3 Responses to “Should California’s Congressional delegation be subject to recall?”

  1. douglas_johnson@alumni.mckenna.edu Says:

    The Supreme Court said pretty clearly that states cannot impose any election rules on Congress beyond those in the Constitution (remember the term limits debate?). How would a recall provision get around that ruling?

  2. rick.dykema@mail.house.gov Says:

    Douglas Johnson is correct; under the U.S. Constitution, states can no more establish recall for federal officials than they can term limits or residency requirements.

    Also, the most famous California recall before Gray Davis was not Rose Bird (she was defeated for re-election, not recalled). Rather it was the short-lived Assembly Speaker Doris Allen.

  3. wewerlacy@aol.com Says:

    Rick is right, Rose Bird was not recalled, rather, she failed to be “reconfirmed.”

    It took more than the recall of Doris Allen for real Republicans to win the Assembly in 1992, there was also a character named Paul Horcher that had to be recalled. Recall in those two cases was a tool that helped stop Democrat meddling with the election of a true Republican Speaker, Curt Pringle.

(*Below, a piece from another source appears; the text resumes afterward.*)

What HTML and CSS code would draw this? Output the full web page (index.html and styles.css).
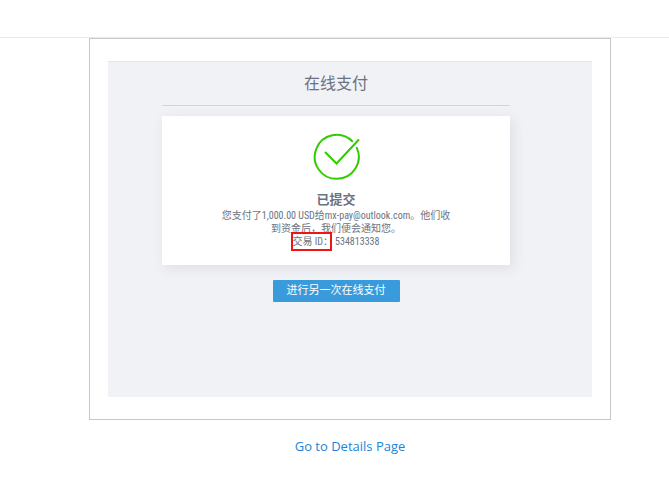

    But with due respect for Rick’s view from D.C. on the U.S. Constitution, there was indeed a McCain recall legally initiatied in Arizona in 2001, only to be dropped after 9/11, before any legal challenge was mounted. Arizona’s law allowing for recall of “all” elected officials remains in their state constitution. I don’t doubt for a minute that had sufficient signatures been submitted, that McCain’s next move would have been to go to the courts, probably successfully. But given partisan gerrymander in California, perpetual office holders in Congress, and the “blue” Senators we are straddled with, the idea of opening recall for Federal officials does raise at least my pulse rate, however unlikely the reality may be.